Which lines hold the string "this"? Copy every one of them.

**PROVIDED RECORDS:**
◆ ◆ ◆ ◆ ◆

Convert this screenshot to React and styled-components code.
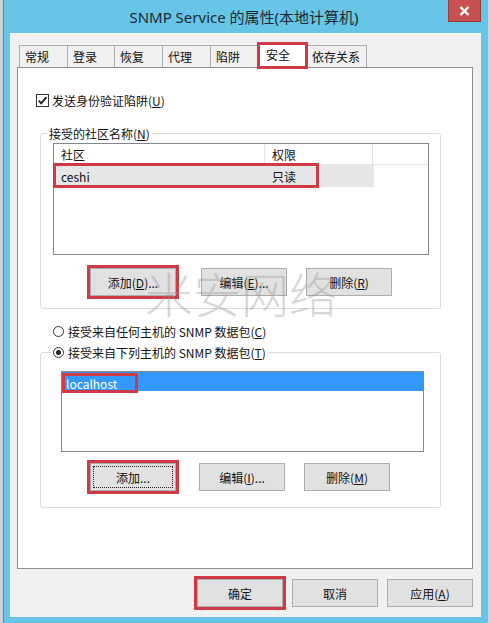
import React from 'react';
import styled, { createGlobalStyle } from 'styled-components';

const GlobalStyle = createGlobalStyle`
  html, body {
    margin: 0;
    padding: 0;
    background: #cdd4d8;
  }
  body {
    font-family: "Noto Sans CJK SC", "Noto Sans", sans-serif;
    font-size: 12px;
    color: #111;
  }
`;

const Window = styled.div`
  position: relative;
  box-sizing: border-box;
  width: 485px;
  height: 623px;
  margin-left: 3px;
  background: #67c6e8;
  border-left: 1px solid #3d95bd;
  display: flex;
  flex-direction: column;
  padding: 0 7px 6px 6px;
`;

const TitleBar = styled.div`
  height: 33px;
  flex: none;
  display: grid;
  grid-template-columns: 1fr auto 1fr;
`;

const Title = styled.div`
  grid-column: 2;
  align-self: center;
  font-family: "Noto Sans", "Noto Sans CJK SC", sans-serif;
  font-size: 15px;
  color: #1d2a33;
  white-space: nowrap;
  margin-right: 3px;
`;

const CloseButton = styled.div`
  grid-column: 3;
  justify-self: end;
  box-sizing: border-box;
  width: 33px;
  height: 22px;
  background: #c75050;
  border: 1px solid #9c3a3a;
  border-top: none;
  display: flex;
  align-items: center;
  justify-content: center;
`;

const Client = styled.div`
  flex: 1;
  background: #f0f0f0;
  display: flex;
  flex-direction: column;
  padding: 9px 8px 10px 7px;
`;

const TabStrip = styled.div`
  display: flex;
  align-items: flex-end;
  height: 25px;
  padding-left: 2px;
  flex: none;
`;

const Tab = styled.div`
  box-sizing: border-box;
  width: ${p => p.$w}px;
  height: 22px;
  padding-left: 5px;
  display: flex;
  align-items: center;
  background: #f0f0f0;
  border: 1px solid #acacac;
  border-bottom: none;
  border-right: ${p => (p.$last ? '1px solid #acacac' : 'none')};
  white-space: nowrap;
`;

const ActiveTab = styled.div`
  position: relative;
  z-index: 2;
  box-sizing: border-box;
  width: 51px;
  height: 27px;
  margin: 0 -2px -2px -2px;
  padding: 0 0 2px 6px;
  display: flex;
  align-items: center;
  background: #fff;
  border: 3px solid #cf3b45;
`;

const Panel = styled.div`
  flex: 1;
  background: #fff;
  border: 1px solid #8e8f8f;
  padding: 0 0 0 22px;
  display: flex;
  flex-direction: column;
`;

const CheckRow = styled.div`
  display: flex;
  align-items: center;
  gap: 3px;
  height: 16px;
  margin: 24px 0 0 -4px;
`;

const CheckBox = styled.div`
  box-sizing: border-box;
  width: 13px;
  height: 13px;
  border: 1px solid #333;
  background: #fff;
  display: flex;
  align-items: center;
  justify-content: center;
`;

const GroupBox = styled.div`
  box-sizing: border-box;
  width: 401px;
  margin-top: ${p => p.$top}px;
  border: 1px solid #dcdcdc;
  border-radius: 3px;
  padding: 0 11px ${p => p.$bottom}px 12px;
  display: flex;
  flex-direction: column;
`;

const Legend = styled.div`
  align-self: flex-start;
  display: flex;
  align-items: center;
  gap: 4px;
  height: 16px;
  margin: -9px 0 0 ${p => p.$left}px;
  padding: 0 2px 0 1px;
  background: #fff;
  white-space: nowrap;
`;

const ListView = styled.div`
  box-sizing: border-box;
  height: 112px;
  margin-top: 2px;
  border: 1px solid #828790;
  background: #fff;
`;

const HeaderRow = styled.div`
  display: grid;
  grid-template-columns: 211px 108px;
  height: 20px;
  border-bottom: 1px solid #e5e5e5;
`;

const HeaderCell = styled.div`
  display: flex;
  align-items: center;
  padding-left: 7px;
  border-right: 1px solid #e5e5e5;
`;

const ItemRow = styled.div`
  position: relative;
  display: grid;
  grid-template-columns: 211px 108px;
  width: 320px;
  height: 22px;
  background: #e6e6e6;
`;

const Cell = styled.div`
  display: flex;
  align-items: center;
  padding-left: 7px;
`;

const RowMark = styled.div`
  position: absolute;
  left: -1px;
  top: -2px;
  width: 266px;
  height: 25px;
  box-sizing: border-box;
  border: 3px solid #cf3b45;
`;

const ButtonRow = styled.div`
  display: flex;
  gap: 19px;
  margin-top: ${p => p.$top}px;
  padding-left: 37px;
`;

const Button = styled.div`
  position: relative;
  box-sizing: border-box;
  width: 86px;
  height: 28px;
  margin-right: ${p => p.$extra || 0}px;
  background: #e1e1e1;
  border: 1px solid #adadad;
  display: flex;
  align-items: center;
  justify-content: center;
  white-space: nowrap;
  outline: ${p => (p.$marked ? '3px solid #cf3b45' : 'none')};
  &::after {
    content: '';
    display: ${p => (p.$focus ? 'block' : 'none')};
    position: absolute;
    inset: 2px;
    border: 1px dotted #222;
  }
`;

const RadioRow = styled.div`
  display: flex;
  align-items: center;
  gap: 4px;
  height: 16px;
  margin: 14px 0 0 13px;
`;

const Radio = styled.div`
  box-sizing: border-box;
  width: 11px;
  height: 11px;
  border-radius: 50%;
  border: 1px solid #333;
  background: #fff;
  display: flex;
  align-items: center;
  justify-content: center;
  &::after {
    content: '';
    display: ${p => (p.$on ? 'block' : 'none')};
    width: 5px;
    height: 5px;
    border-radius: 50%;
    background: #222;
  }
`;

const ListBox = styled.div`
  box-sizing: border-box;
  width: 363px;
  height: 81px;
  margin: 11px 0 0 8px;
  border: 1px solid #828790;
  background: #fff;
`;

const SelectedItem = styled.div`
  height: 19px;
  background: #3399ff;
  color: #fff;
  display: flex;
  align-items: flex-start;
`;

const TextMark = styled.span`
  box-sizing: border-box;
  width: 76px;
  height: 20px;
  margin-top: 1px;
  padding-left: 1px;
  border: 3px solid #cf3b45;
  display: flex;
  align-items: center;
`;

const Footer = styled.div`
  display: flex;
  justify-content: flex-end;
  gap: 9px;
  margin-top: 10px;
  flex: none;
`;

const Watermark = styled.div`
  position: absolute;
  left: 141px;
  top: 268px;
  font-family: "Noto Sans CJK SC", sans-serif;
  font-weight: 300;
  font-size: 48px;
  line-height: 1;
  color: rgba(150, 150, 150, 0.38);
  pointer-events: none;
  white-space: nowrap;
`;

const U = styled.span`
  text-decoration: underline;
`;

const tabs = [
  { label: '常规', w: 48 },
  { label: '登录', w: 47 },
  { label: '恢复', w: 48 },
  { label: '代理', w: 48 },
  { label: '陷阱', w: 49 },
];

export default function App() {
  return (
    <>
      <GlobalStyle />
      <Window>
        <TitleBar>
          <Title>SNMP Service 的属性(本地计算机)</Title>
          <CloseButton>
            <svg width="11" height="10" viewBox="0 0 11 10">
              <path d="M1.5 1 L9.5 9 M9.5 1 L1.5 9" stroke="#fff" strokeWidth="2.4" />
            </svg>
          </CloseButton>
        </TitleBar>
        <Client>
          <TabStrip>
            {tabs.map(t => (
              <Tab key={t.label} $w={t.w}>{t.label}</Tab>
            ))}
            <ActiveTab>安全</ActiveTab>
            <Tab $w={61} $last>依存关系</Tab>
          </TabStrip>
          <Panel>
            <CheckRow>
              <CheckBox>
                <svg width="11" height="11" viewBox="0 0 11 11">
                  <polyline points="1.8,5.6 4.3,8.4 9.4,2.2" fill="none" stroke="#222" strokeWidth="1.9" />
                </svg>
              </CheckBox>
              <span>发送身份验证陷阱(<U>U</U>)</span>
            </CheckRow>

            <GroupBox $top={25} $bottom={12}>
              <Legend $left={-5}>
                <span>接受的社区名称(<U>N</U>)</span>
              </Legend>
              <ListView>
                <HeaderRow>
                  <HeaderCell>社区</HeaderCell>
                  <HeaderCell>权限</HeaderCell>
                </HeaderRow>
                <ItemRow>
                  <Cell>ceshi</Cell>
                  <Cell>只读</Cell>
                  <RowMark />
                </ItemRow>
              </ListView>
              <ButtonRow $top={13}>
                <Button $marked $extra={6}><span>添加(<U>D</U>)...</span></Button>
                <Button><span>编辑(<U>E</U>)...</span></Button>
                <Button><span>删除(<U>R</U>)</span></Button>
              </ButtonRow>
            </GroupBox>

            <RadioRow>
              <Radio />
              <span>接受来自任何主机的 SNMP 数据包(<U>C</U>)</span>
            </RadioRow>

            <GroupBox $top={13} $bottom={16}>
              <Legend $left={-1}>
                <Radio $on />
                <span>接受来自下列主机的 SNMP 数据包(<U>T</U>)</span>
              </Legend>
              <ListBox>
                <SelectedItem>
                  <TextMark>localhost</TextMark>
                </SelectedItem>
              </ListBox>
              <ButtonRow $top={11}>
                <Button $marked $focus $extra={4}>添加...</Button>
                <Button><span>编辑(<U>I</U>)...</span></Button>
                <Button><span>删除(<U>M</U>)</span></Button>
              </ButtonRow>
            </GroupBox>
          </Panel>
          <Footer>
            <Button $marked>确定</Button>
            <Button>取消</Button>
            <Button><span>应用(<U>A</U>)</span></Button>
          </Footer>
        </Client>
        <Watermark>米安网络</Watermark>
      </Window>
    </>
  );
}
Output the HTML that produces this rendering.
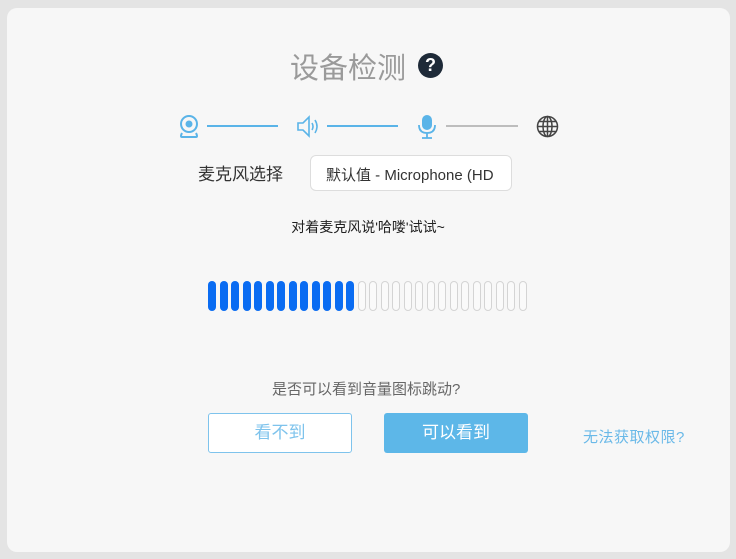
<!DOCTYPE html>
<html><head><meta charset="utf-8"><style>
body{margin:0;width:736px;height:559px;background:#e4e4e4;font-family:"Liberation Sans","Noto Sans CJK SC",sans-serif;position:relative;overflow:hidden}
.card{position:absolute;left:7px;top:8px;width:723px;height:544px;background:#f7f7f7;border-radius:10px}
.a{position:absolute;white-space:nowrap}
.line{position:absolute;height:2px;top:125px}
.bar{position:absolute;top:281px;width:6px;height:28px;border-radius:4px}
</style></head><body>
<div class="card"></div>
<div class="a" style="left:290px;top:45px;font-size:29px;color:#9a9a9a">设备检测</div>
<div class="a" style="left:418px;top:53px;width:25px;height:25px;border-radius:50%;background:#1e2a38;color:#fff;font-size:18px;font-weight:bold;text-align:center;line-height:25px">?</div>
<svg class="a" style="left:178px;top:114px" width="24" height="26" viewBox="0 0 24 26"><circle cx="11" cy="10" r="8" fill="none" stroke="#5ab4e8" stroke-width="2"/><circle cx="11" cy="10" r="3.5" fill="#5ab4e8"/><path d="M4 19 Q2 23 4 23 H18 Q20 23 18 19" fill="none" stroke="#5ab4e8" stroke-width="2"/></svg>
<div class="line" style="left:207px;width:71px;background:#5ab4e8"></div>
<svg class="a" style="left:296px;top:114px" width="26" height="26" viewBox="0 0 26 26"><path d="M2 9 H7 L13 3 V22 L7 16 H2 Z" fill="none" stroke="#5ab4e8" stroke-width="1.6"/><path d="M16 9 Q18 12.5 16 16 M19 6 Q23 12.5 19 19" fill="none" stroke="#5ab4e8" stroke-width="1.6"/></svg>
<div class="line" style="left:327px;width:71px;background:#5ab4e8"></div>
<svg class="a" style="left:416px;top:114px" width="22" height="26" viewBox="0 0 22 26"><rect x="6" y="1" width="10" height="15" rx="5" fill="#5ab4e8"/><path d="M3 11 Q3 19 11 19 Q19 19 19 11 M11 19 V24 M6 24 H16" fill="none" stroke="#5ab4e8" stroke-width="1.8"/></svg>
<div class="line" style="left:446px;width:72px;background:#bdbdbd"></div>
<svg class="a" style="left:536px;top:115px" width="23" height="23" viewBox="0 0 23 23" fill="none" stroke="#444" stroke-width="1.5"><circle cx="11.5" cy="11.5" r="10"/><ellipse cx="11.5" cy="11.5" rx="4.5" ry="10"/><path d="M1.5 11.5 H21.5 M3 6.5 H20 M3 16.5 H20 M11.5 1.5 V21.5"/></svg>
<div class="a" style="left:198px;top:160px;font-size:17px;color:#333">麦克风选择</div>
<div class="a" style="left:310px;top:155px;width:202px;height:36px;background:#fff;border:1px solid #ddd;border-radius:6px;box-sizing:border-box"></div>
<div class="a" style="left:326px;top:164px;font-size:15px;color:#333">默认值 - Microphone (HD</div>
<div class="a" style="left:0;width:736px;text-align:center;top:217px;font-size:14px;color:#222">对着麦克风说'哈喽'试试~</div>
<div id="bars"></div>
<div class="a" style="left:272px;top:378px;font-size:15px;color:#666">是否可以看到音量图标跳动?</div>
<div class="a" style="left:208px;top:413px;width:144px;height:40px;border:1px solid #7ec3ec;border-radius:3px;box-sizing:border-box;text-align:center;line-height:38px;font-size:17px;color:#7ec3ec;background:#fff">看不到</div>
<div class="a" style="left:384px;top:413px;width:144px;height:40px;background:#5db7e8;border-radius:3px;text-align:center;line-height:40px;font-size:17px;color:#fff">可以看到</div>
<div class="a" style="left:583px;top:426px;font-size:15px;letter-spacing:0.5px;color:#6ab9e8">无法获取权限?</div>
<script>
var h='';for(var i=0;i<28;i++){var x=208+i*11.5;h+=i<13?'<div class="bar" style="left:'+x+'px;background:#0a6cf2;width:8px;height:30px"></div>':'<div class="bar" style="left:'+x+'px;border:1px solid #d4d4d4;background:#fafafa"></div>';}
document.getElementById('bars').innerHTML=h;
</script>
</body></html>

◆ ◆ ◆ ◆ ◆

**REPLY:**
Convert this screenshot to React and styled-components code.
Output the HTML that produces this rendering.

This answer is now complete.